Appian narrates the shock: senators fled; magistrates hid; citizens learned that the line between Campus Martius and Curia was paper‑thin when a general taught soldiers to ignore it. Sulla made law in the Curia with soldiers at the door, revising commands and punishing enemies [1]. The murmur in the Basilica Aemilia changed from lawsuits to fear.

He would leave to prosecute the eastern war, but the hoofprint was permanent. Guards were posted; enemies proscribed informally; and the notion that a senate decree or tribunician veto could stop a general with loyal troops died under the ferrule of a centurion’s vine staff tapping time on stone [1][9].

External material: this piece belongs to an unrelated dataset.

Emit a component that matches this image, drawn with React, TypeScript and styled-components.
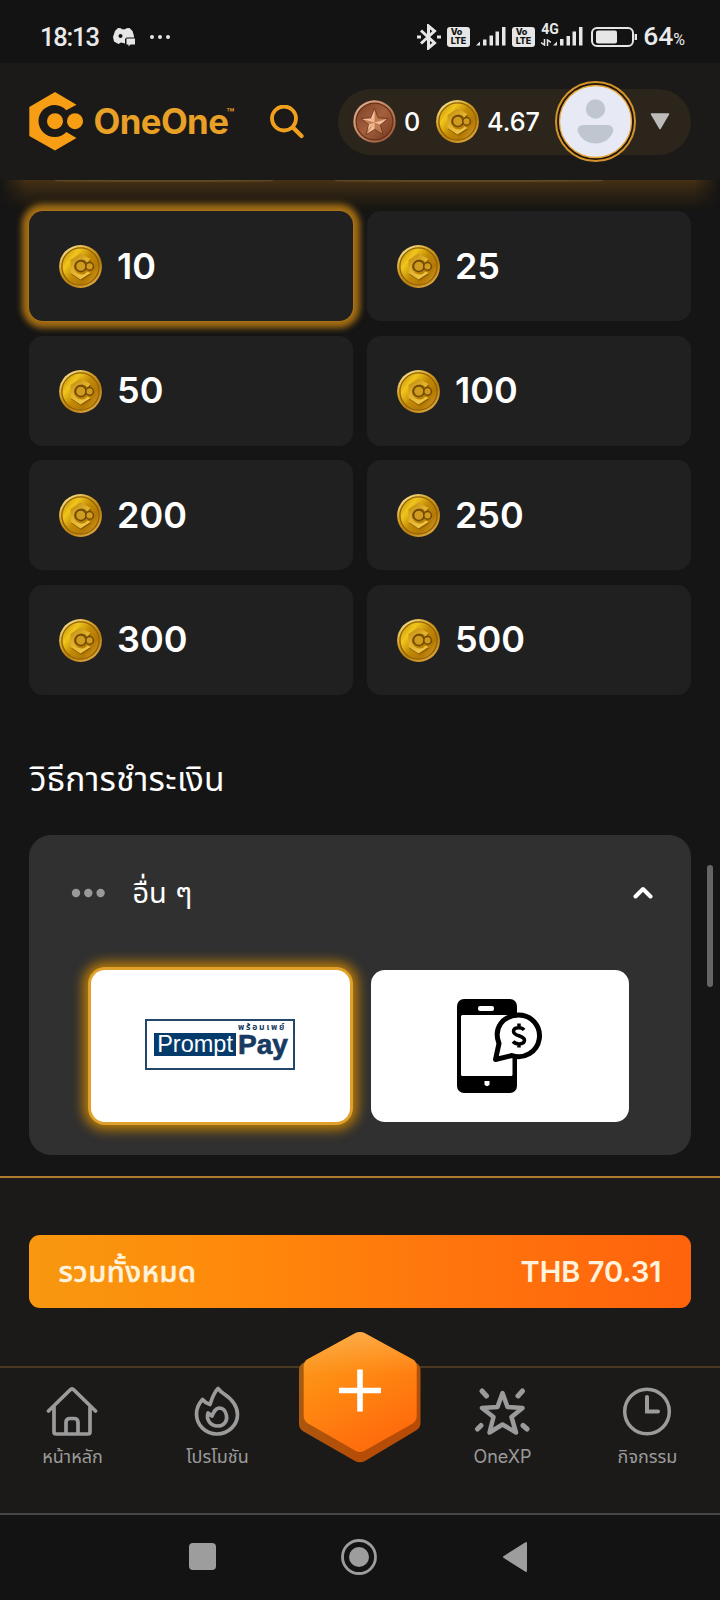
import React from "react";
import styled, { createGlobalStyle } from "styled-components";

const GlobalStyle = createGlobalStyle`
  * { box-sizing: border-box; }
  body { margin: 0; background: #151515; }
`;

const thai = `Inter, "Noto Sans Thai", "Noto Sans", "Liberation Sans", sans-serif`;

const Screen = styled.div`
  width: 720px;
  height: 1600px;
  display: flex;
  flex-direction: column;
  overflow: hidden;
  position: relative;
  background: #151515;
  color: #fff;
  font-family: ${thai};
`;

/* ---------- status bar ---------- */
const StatusBar = styled.div`
  height: 63px;
  flex: none;
  display: flex;
  align-items: center;
  justify-content: space-between;
  padding: 10px 35px 0 40px;
  background: #131313;
  color: #e9e9e9;
  font-family: Roboto, sans-serif;
`;
const StatusGroup = styled.div<{ $gap: number }>`
  display: flex;
  align-items: center;
  gap: ${(p) => p.$gap}px;
`;
const Clock = styled.span`
  font-size: 25.5px;
  line-height: 30px;
  font-weight: 500;
  letter-spacing: -1.2px;
`;
const Percent = styled.span`
  font-size: 26.5px;
  line-height: 30px;
  font-weight: 500;
  padding-top: 2px;
  small { font-size: 16px; font-weight: 400; }
`;
const Volte = styled.span`
  width: 23px;
  height: 20px;
  border-radius: 3px;
  background: #e6e6e6;
  color: #131313;
  display: flex;
  flex-direction: column;
  justify-content: center;
  padding-left: 3.500px;
  font: 800 9px/8.5px Inter, sans-serif;
  letter-spacing: -0.2px;
`;

/* ---------- header ---------- */
const Header = styled.header`
  height: 117px;
  flex: none;
  display: flex;
  align-items: center;
  padding: 0 29px;
  background: #1b1a18;
  position: relative;
  z-index: 1;
`;
const Brand = styled.div`
  display: flex;
  align-items: center;
  width: 241px;
  gap: 9.5px;
  padding-bottom: 1px;
`;
const BrandName = styled.div`
  display: flex;
  color: #e8a026;
  font: 700 34.8px/40px Inter, sans-serif;
  letter-spacing: -0.6px;
  sup { font-size: 13px; font-weight: 500; line-height: 24px; letter-spacing: 0; margin-left: -2px; }
`;
const Wallet = styled.div`
  margin-left: auto;
  width: 353px;
  height: 66px;
  border-radius: 33px;
  background: #2c251c;
  display: flex;
  align-items: center;
  padding-left: 15px;
`;
const Balance = styled.span<{ $width: number }>`
  width: ${(p) => p.$width}px;
  padding-left: 8px;
  font: 500 25.2px/32px Inter, sans-serif;
`;
const Avatar = styled.div`
  width: 81px;
  height: 81px;
  flex: none;
  border-radius: 50%;
  border: 2px solid #d5932c;
  background: #20160a;
  display: flex;
  align-items: center;
  justify-content: center;
  margin: 0 14px 0 0;
`;

/* ---------- content ---------- */
const Content = styled.main`
  height: 996px;
  flex: none;
  padding: 31.3px 29.4px 0;
  position: relative;
`;
const TopGlow = styled.div`
  position: absolute;
  top: 0;
  left: 0;
  right: 0;
  height: 32px;
  background: linear-gradient(#453013, #2b2113 45%, #1b1812 80%, #15151500);
  mask-image: linear-gradient(90deg, transparent, #000 26px, #000 694px, transparent);
`;
const Peek = styled.div<{ $left: number; $width: number }>`
  position: absolute;
  top: 0;
  left: ${(p) => p.$left}px;
  width: ${(p) => p.$width}px;
  height: 2px;
  border-radius: 0 0 50% 50%;
  background: #5d4826;
`;
const AmountGrid = styled.div`
  display: grid;
  grid-template-columns: 1fr 1fr;
  grid-auto-rows: 109.9px;
  gap: 14.7px;
  position: relative;
`;
const AmountCard = styled.button<{ $selected?: boolean }>`
  border: 0;
  border-radius: 14px;
  background: #202020;
  color: #fff;
  display: flex;
  align-items: center;
  gap: 15px;
  padding: 1px 0 0 29.6px;
  font: 600 36px/44px Inter, sans-serif;
  box-shadow: ${(p) => (p.$selected ? "0 0 0 1px #a87018, 0 0 6px 7px #a36d13" : "none")};
`;
const AmountValue = styled.span`
  padding-bottom: 2px;
`;
const Heading = styled.h2`
  margin: 60.500px 0 0 0.500px;
  height: 48px;
  font: 400 33.5px/48px ${thai};
  letter-spacing: 0.32px;
  white-space: nowrap;
`;
const Panel = styled.section`
  margin-top: 31.3px;
  height: 320px;
  border-radius: 22px;
  background: #303030;
  padding: 0 61.5px 0 62px;
`;
const PanelHead = styled.div`
  height: 135.5px;
  display: flex;
  align-items: center;
  margin: 0 -24px 0 -20.5px;
  padding-bottom: 19px;
`;
const PanelTitle = styled.span`
  flex: 1;
  margin-left: 26.5px;
  padding-top: 1px;
  font: 400 29px/40px ${thai};
`;
const Methods = styled.div`
  display: grid;
  grid-template-columns: 1fr 1fr;
  gap: 21px;
`;
const Method = styled.button<{ $selected?: boolean }>`
  height: 152px;
  border: 0;
  padding: 0;
  border-radius: 14px;
  background: #fff;
  display: flex;
  align-items: center;
  justify-content: center;
  box-shadow: ${(p) => (p.$selected ? "0 0 0 3px #e0a02c, 0 0 12px 8px #b87a08" : "none")};
`;
const PromptPay = styled.div`
  width: 150px;
  height: 51px;
  border: 2px solid #24466b;
  display: flex;
  padding: 12px 0 0 7px;
  margin: -3px 0 0 -1px;
`;
const Prompt = styled.span`
  width: 82px;
  height: 23px;
  background: #053b6b;
  color: #fff;
  text-align: center;
  font: 400 23.5px/22px "Liberation Sans", sans-serif;
`;
const PayColumn = styled.div`
  margin: -11px 0 0 2px;
  color: #173a63;
  text-align: left;
`;
const PayThai = styled.div`
  font: 700 8.5px/10px ${thai};
  letter-spacing: 1.8px;
  height: 11px;
  white-space: nowrap;
`;
const Pay = styled.div`
  font: 700 28px/24px "Liberation Sans", sans-serif;
  -webkit-text-stroke: 0.7px #173a63;
`;
const ScrollThumb = styled.div`
  position: absolute;
  left: 707px;
  top: 865px;
  width: 6px;
  height: 122px;
  border-radius: 3px;
  background: #656565;
`;

/* ---------- checkout and tabs ---------- */
const Checkout = styled.section`
  height: 190px;
  flex: none;
  border-top: 2px solid #b07a2c;
  background: #1b1a18;
  padding: 57px 29.4px 0;
`;
const TotalButton = styled.button`
  width: 100%;
  height: 73px;
  border: 0;
  border-radius: 11px;
  background: linear-gradient(90deg, #f7980f, #ff8a0b 30%, #ff770d 60%, #ff630c);
  color: #fff3dd;
  display: flex;
  align-items: center;
  justify-content: space-between;
  padding: 1px 29px 0;
  font: 600 29px/40px ${thai};
`;
const TotalLabel = styled.span`
  font-weight: 500;
  letter-spacing: 0.5px;
  -webkit-text-stroke: 0.5px #fff3dd;
`;
const Tabs = styled.nav`
  height: 149px;
  flex: none;
  border-top: 2px solid #4a3822;
  border-bottom: 2px solid #464646;
  background: #1b1a18;
  display: grid;
  grid-template-columns: 145px 145px 140px 145px 145px;
  position: relative;
`;
const Tab = styled.a`
  display: flex;
  flex-direction: column;
  align-items: center;
  padding-top: 18px;
  color: #9b9b9b;
  font: 400 18px/26px ${thai};
  gap: 6px;
  svg { margin-right: 1px; }
`;
const AddButton = styled.button`
  position: absolute;
  left: 298px;
  top: -37px;
  border: 0;
  padding: 0;
  background: none;
  line-height: 0;
`;
const SystemNav = styled.div`
  flex: 1;
  display: flex;
  align-items: center;
  justify-content: center;
  gap: 125px;
  padding: 0 3px 2px 0;
  background: #131313;
`;

const coinGlyph = "M21.500 8.500L31.500 14 28.500 17.500A7.500 7.500 0 1 0 28.500 26.500L31.500 28 21.500 34.500 11.500 28V15Z";

const CoinIcon = () => (
  <svg width="43" height="43" viewBox="0 0 43 43">
    <defs>
      <linearGradient id="goldRim" x1="0.1" y1="0" x2="0.8" y2="1">
        <stop offset="0" stopColor="#fff0a8" />
        <stop offset="0.35" stopColor="#d9a326" />
        <stop offset="0.65" stopColor="#b87c0c" />
        <stop offset="1" stopColor="#e6ac45" />
      </linearGradient>
      <linearGradient id="goldFace" x1="0" y1="0.1" x2="1" y2="0.9">
        <stop offset="0" stopColor="#c08c06" />
        <stop offset="0.25" stopColor="#f0c51c" />
        <stop offset="0.5" stopColor="#c28a06" />
        <stop offset="0.75" stopColor="#b37904" />
        <stop offset="1" stopColor="#dca024" />
      </linearGradient>
      <linearGradient id="goldMark" x1="0" y1="0" x2="0.6" y2="1">
        <stop offset="0" stopColor="#b98308" />
        <stop offset="0.5" stopColor="#e2b12c" />
        <stop offset="1" stopColor="#efc545" />
      </linearGradient>
    </defs>
    <circle cx="21.5" cy="21.5" r="21.4" fill="url(#goldRim)" />
    <circle cx="21.5" cy="21.5" r="18.6" fill="url(#goldFace)" stroke="#8e6205" strokeWidth="1.3" />
    <path d={coinGlyph} fill="#8a5c03" transform="translate(.6 1.2)" />
    <path d={coinGlyph} fill="url(#goldMark)" />
    <circle cx="21.8" cy="21.2" r="5.400" fill="#cf9c20" stroke="#714a04" strokeWidth="1.7" />
    <circle cx="30.6" cy="21.400" r="3.800" fill="#d29b20" stroke="#714a04" strokeWidth="1.5" />
  </svg>
);

const StarCoin = () => (
  <svg width="43" height="43" viewBox="0 0 43 43">
    <defs>
      <linearGradient id="bronze" x1="0" y1="0" x2="1" y2="1">
        <stop offset="0" stopColor="#7b4027" />
        <stop offset="0.5" stopColor="#a4603d" />
        <stop offset="1" stopColor="#74381f" />
      </linearGradient>
      <linearGradient id="bronzeRim" x1="0" y1="0" x2="1" y2="1">
        <stop offset="0" stopColor="#f0b795" />
        <stop offset="1" stopColor="#8f4d2d" />
      </linearGradient>
    </defs>
    <circle cx="21.5" cy="21.5" r="21.2" fill="url(#bronzeRim)" />
    <circle cx="21.5" cy="21.5" r="18.4" fill="url(#bronze)" stroke="#663016" strokeWidth="1.2" />
    <path d="M21.5 8.500l3.700 9.300 9.800.7-7.600 6.300 2.600 9.700-8.500-5.300-8.500 5.300 2.600-9.700L8 18.500l9.800-.7z" fill="#c07a50" stroke="#6b351b" strokeWidth=".9" strokeLinejoin="round" />
    <path d="M21.5 9.500V22.500L18 18.300zM34 19l-12.500 3.500 5.500 2zM9 19l12.500 3.500L17.800 18.500zM21.5 22.500V29l-7.800 4.800zM21.500 22.500l-5.500 2 -1.500 6z" fill="#f2bd98" />
  </svg>
);

const Signal = ({ small }: { small?: boolean }) => (
  <svg width="30" height="19" viewBox="0 0 30 19" fill="#e6e6e6">
    <path d={small
      ? "M0 18.500l4-4v4zM7 12h3.500v6.500H7zM13.500 9h3.500v9.500h-3.500zM19.500 4.500H23v14h-3.500zM26 0h3.500v18.500H26z"
      : "M0 18.500l4-4v4zM7 12.500h3.500v6H7zM13.500 8.500h3.500v10h-3.500zM19.500 4.500H23v14h-3.500zM26 0h3.500v18.500H26z"} />
  </svg>
);

const FourG = styled.span`
  position: relative;
  display: flex;
  padding-left: 12px;
  b { position: absolute; left: 0; top: -4px; font: 700 14px/13px Roboto, sans-serif; background: #131313; }
  .arrows { position: absolute; left: 0; bottom: 0; }
`;

const amounts = [10, 25, 50, 100, 200, 250, 300, 500];

export default function App() {
  return (
    <Screen>
      <GlobalStyle />
      <StatusBar>
        <StatusGroup $gap={14}>
          <Clock>18:13</Clock>
          <svg width="22" height="20" viewBox="0 0 22 20">
            <path d="M5 1l3 .3.8 1h3.500l1-1L16.500 1l3 3 1.500 5v1.500h-7.500l-1.500 1.500v4.500L8 15.500 5.500 17 1 14.500 0 10l2-6z" fill="#e6e6e6" />
            <circle cx="7.500" cy="9" r="2" fill="#131313" />
            <path d="M13.500 11.500H22v6h-4.500l-2 2v-2h-2z" fill="#e6e6e6" />
          </svg>
          <svg width="22" height="6" viewBox="3 0 22 6" fill="#e6e6e6">
            <circle cx="6" cy="3" r="2" /><circle cx="14" cy="3" r="2" /><circle cx="22" cy="3" r="2" />
          </svg>
        </StatusGroup>
        <StatusGroup $gap={6}>
          <svg width="24" height="26" viewBox="0 0 24 26" fill="none" stroke="#e6e6e6" strokeWidth="3">
            <path d="M4 6.500l13.500 12.500-6 5V2l6 5L4 19.500" />
            <path d="M0 13h4M20 13h4" />
          </svg>
          <Volte><span>Vo</span><span>LTE</span></Volte>
          <Signal />
          <Volte><span>Vo</span><span>LTE</span></Volte>
          <FourG>
            <Signal small />
            <b>4G</b>
            <svg className="arrows" width="10" height="7" viewBox="0 0 10 7" fill="none" stroke="#e6e6e6" strokeWidth="1.500">
              <path d="M3.500 0v6L0 3.500M6.500 7V1L10 3.500" />
            </svg>
          </FourG>
          <svg width="48" height="22" viewBox="1 0 48 22">
            <rect x="4" y="2" width="41" height="18" rx="5" fill="none" stroke="#e6e6e6" strokeWidth="2" />
            <rect x="8" y="4.500" width="21" height="13" rx="2" fill="#e6e6e6" />
            <path d="M47.800 8v6" stroke="#e6e6e6" strokeWidth="2.400" />
          </svg>
          <Percent>64<small>%</small></Percent>
        </StatusGroup>
      </StatusBar>

      <Header>
        <Brand>
          <svg width="55" height="60" viewBox="29 91 55 60" fill="#f79e14">
            <path d="M55 92l21.500 12.700-10.200 5.600a16 16 0 1 0 0 21.600l10.200 6.100L55 150.500 29.300 136v-29z" />
            <circle cx="55" cy="121.200" r="8" />
            <circle cx="75" cy="121.200" r="8" />
          </svg>
          <BrandName>OneOne<sup>™</sup></BrandName>
        </Brand>
        <svg width="34" height="34" viewBox="0 0 34 34" fill="none" stroke="#f0a01c" strokeWidth="3.800" strokeLinecap="round">
          <circle cx="14" cy="13.500" r="12" />
          <path d="M23 22.500l8.500 8.500" strokeWidth="4.200" />
        </svg>
        <Wallet>
          <StarCoin />
          <Balance $width={40}>0</Balance>
          <CoinIcon />
          <Balance $width={76}>4.67</Balance>
          <Avatar>
            <svg width="75" height="75" viewBox="0 0 75 75">
              <circle cx="37.500" cy="37.500" r="36" fill="#e7eaf4" stroke="#e7a53b" strokeWidth="1.300" />
              <circle cx="37.500" cy="25" r="9.700" fill="#bfc6d0" />
              <path d="M26 41h23c5 0 7 3.500 6 7-3 7-9.500 11.500-17.500 11.500S23 55 20 48c-1.500-4 1-7 6-7z" fill="#bfc6d0" />
            </svg>
          </Avatar>
          <svg width="20" height="17" viewBox="0 0 20 17">
            <path d="M1.500 1h17L10 15.500z" fill="#bdbcba" stroke="#bdbcba" strokeWidth="1.500" strokeLinejoin="round" />
          </svg>
        </Wallet>
      </Header>

      <Content>
        <TopGlow />
        <Peek $left={55} $width={218} />
        <Peek $left={335} $width={268} />
        <AmountGrid>
          {amounts.map((n) => (
            <AmountCard key={n} $selected={n === 10}>
              <CoinIcon />
              <AmountValue>{n}</AmountValue>
            </AmountCard>
          ))}
        </AmountGrid>
        <Heading>วิธีการชำระเงิน</Heading>
        <Panel>
          <PanelHead>
            <svg width="35" height="10" viewBox="0 0 35 10" fill="#999">
              <circle cx="5" cy="5" r="4.200" /><circle cx="17.300" cy="5" r="4.200" /><circle cx="29.600" cy="5" r="4.200" />
            </svg>
            <PanelTitle>อื่น ๆ</PanelTitle>
            <svg width="20" height="13" viewBox="0 0 20 13" fill="none" stroke="#fff" strokeWidth="4" strokeLinecap="round" strokeLinejoin="round">
              <path d="M2.500 10.500L10 3l7.500 7.500" />
            </svg>
          </PanelHead>
          <Methods>
            <Method $selected>
              <PromptPay>
                <Prompt>Prompt</Prompt>
                <PayColumn>
                  <PayThai>พร้อมเพย์</PayThai>
                  <Pay>Pay</Pay>
                </PayColumn>
              </PromptPay>
            </Method>
            <Method>
              <svg width="88" height="96" viewBox="0 0 88 96">
                <rect x="1" y="1" width="60" height="94" rx="7" fill="#000" />
                <rect x="5" y="17" width="51.500" height="61" rx="1.500" fill="#fff" />
                <rect x="22" y="8" width="16" height="5" rx="2" fill="#fff" />
                <path d="M28.500 83h5v3.500l-1.500 1.500h-2l-1.500-1.500z" fill="#fff" />
                <path d="M43 45.500C37 30 47 17.500 62.500 17A20.800 20.800 0 1 1 56 57.500L39.500 61.500z" fill="#fff" stroke="#000" strokeWidth="5" strokeLinejoin="round" />
                <path d="M68 32c-2-3-10.500-3.500-10.500 1.500 0 5 11 3.500 11 8.800 0 4.500-8.500 4.700-11.500 1.200M63 25.500v4M63 45v4.500" fill="none" stroke="#000" strokeWidth="3.500" />
              </svg>
            </Method>
          </Methods>
        </Panel>
      </Content>
      <ScrollThumb />

      <Checkout>
        <TotalButton>
          <TotalLabel>รวมทั้งหมด</TotalLabel>
          <span>THB 70.31</span>
        </TotalButton>
      </Checkout>
      <Tabs>
        <Tab>
          <svg width="54" height="52" viewBox="0 0 54 52" fill="none" stroke="#9b9b9b" strokeWidth="3.700" strokeLinecap="round" strokeLinejoin="round">
            <path d="M3.500 25L25 4q2-2 4 0l21.500 21M9 21v25q0 2 2.500 2h31Q45 48 45 46V21M21 47.500V36.500q0-4 4-4h4q4 0 4 4V47.500" />
          </svg>
          หน้าหลัก
        </Tab>
        <Tab>
          <svg width="54" height="52" viewBox="0 0 54 52" fill="none" stroke="#9b9b9b" strokeWidth="3.700" strokeLinecap="round" strokeLinejoin="round">
            <path d="M28 2.500C23.500 7 22 12.500 20 18.500 17 17.500 14.500 16 12.500 13.500 8 18.500 6.500 23 6.500 28c0 11 9 20 20.500 20S47.500 39 47.500 28.500C47.500 19 41 12.500 33.500 7.500 31 6 30 5 28 2.500z" />
            <path d="M22 30l-4-3c-2 6 2 13 9.500 13 6.500 0 10-5 9-10.500C35.500 24.500 32.500 22 29 22c-3.500.5-5 3.500-7 8z" />
          </svg>
          โปรโมชัน
        </Tab>
        <span />
        <Tab>
          <svg width="56" height="52" viewBox="0 0 56 52" fill="none" stroke="#9b9b9b" strokeWidth="4.500" strokeLinecap="round" strokeLinejoin="round">
            <path d="M28.500 7l5 14L48.500 22 37.500 31l4.500 15.500-13.500-8-13 8L19.500 31 8 22l15.500-1z" />
            <path d="M8 5l4.500 5M48.500 5L44 10M3.500 43L7 39.500M53 43l-4-3.500" strokeWidth="5" />
          </svg>
          OneXP
        </Tab>
        <Tab>
          <svg width="52" height="52" viewBox="0 0 52 52" fill="none" stroke="#9b9b9b" strokeWidth="3.500" strokeLinecap="round">
            <circle cx="26" cy="25.500" r="22.300" /><path d="M26 11v14.500h11" strokeWidth="4" />
          </svg>
          กิจกรรม
        </Tab>
        <AddButton aria-label="add">
          <svg width="124" height="134" viewBox="0 0 124 134">
            <defs>
              <linearGradient id="addFace" x1="0.2" y1="0" x2="0.7" y2="1">
                <stop offset="0" stopColor="#f99d24" />
                <stop offset="0.35" stopColor="#ff8c13" />
                <stop offset="1" stopColor="#ff680b" />
              </linearGradient>
              <linearGradient id="addEdge" x1="0" y1="0" x2="0.8" y2="1">
                <stop offset="0" stopColor="#a36011" />
                <stop offset="1" stopColor="#b94905" />
              </linearGradient>
              <linearGradient id="addShine" x1="0" y1="0" x2="0" y2="1">
                <stop offset="0" stopColor="#ffc47a" stopOpacity="0.450" />
                <stop offset="0.35" stopColor="#ffb366" stopOpacity="0" />
              </linearGradient>
            </defs>
            <path d="M58 14q4-2 8 0l52.500 18q4 2.500 4 7v53q0 5-4.500 7.500L67 130q-5 2.500-10 0L5.500 100.500q-4.500-2.500-4.500-7.500V39q0-4.500 4-7z" fill="url(#addEdge)" />
            <path d="M57.500 2q4.500-2 9 0L115 28.500q3.700 2.500 3.700 6.500v50q0 5-4 7.500L66.500 119.700q-4.500 2.500-9 0L10 92.500q-4.300-2.500-4.300-7.500V35q0-4 3.300-6.500z" fill="url(#addFace)" />
            <path d="M57.500 2q4.500-2 9 0L115 28.500q3.700 2.500 3.700 6.500v50q0 5-4 7.500L66.500 119.700q-4.500 2.500-9 0L10 92.500q-4.300-2.500-4.300-7.500V35q0-4 3.300-6.500z" fill="url(#addShine)" />
            <path d="M41 59.500h42M62 38.500v42" stroke="#fff" strokeWidth="5.600" />
          </svg>
        </AddButton>
      </Tabs>
      <SystemNav>
        <svg width="27" height="27"><rect width="27" height="27" rx="4" fill="#9d9d9d" /></svg>
        <svg width="36" height="36" fill="#9d9d9d">
          <circle cx="18" cy="18" r="16.500" fill="none" stroke="#9d9d9d" strokeWidth="2.800" /><circle cx="18" cy="18" r="10" />
        </svg>
        <svg width="26" height="32"><path d="M24 2v28L2 16z" fill="#9d9d9d" stroke="#9d9d9d" strokeWidth="2" strokeLinejoin="round" /></svg>
      </SystemNav>
    </Screen>
  );
}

Rome’s geography felt smaller. The Rubicon was distant; the Colline Gate was not. The Palatine’s shadow fell across the Forum, and in that cool, a calculation ripened for others: if Sulla could march, so could they. The recollection of 88 BCE colored every later command debate, from Pompey’s to Caesar’s [1][9][18].

Why This Matters

The march shattered a taboo and taught a method. Political conflict—about who should command against Mithridates—was resolved by force entering Rome itself. Once that door was opened, later generals could imagine and justify similar intrusions. Law bent to steel; steel sought law to bless it [1][9].

It also accelerated a feedback loop between soldiers and politicians. Commanders learned they could deliver statutes at swordpoint, and followers learned that their general’s fortune could be their own. The assemblies’ sovereignty remained on parchment; in the streets, Sulla’s soldiers were sovereign enough [1][11].

Sulla’s march reframed later choices. When he returned as dictator, he would formalize the whirlwind he had summoned; when Caesar faced the Rubicon, he could look back and see a precedent not only imagined but enacted in the heart of Rome [8][9][18].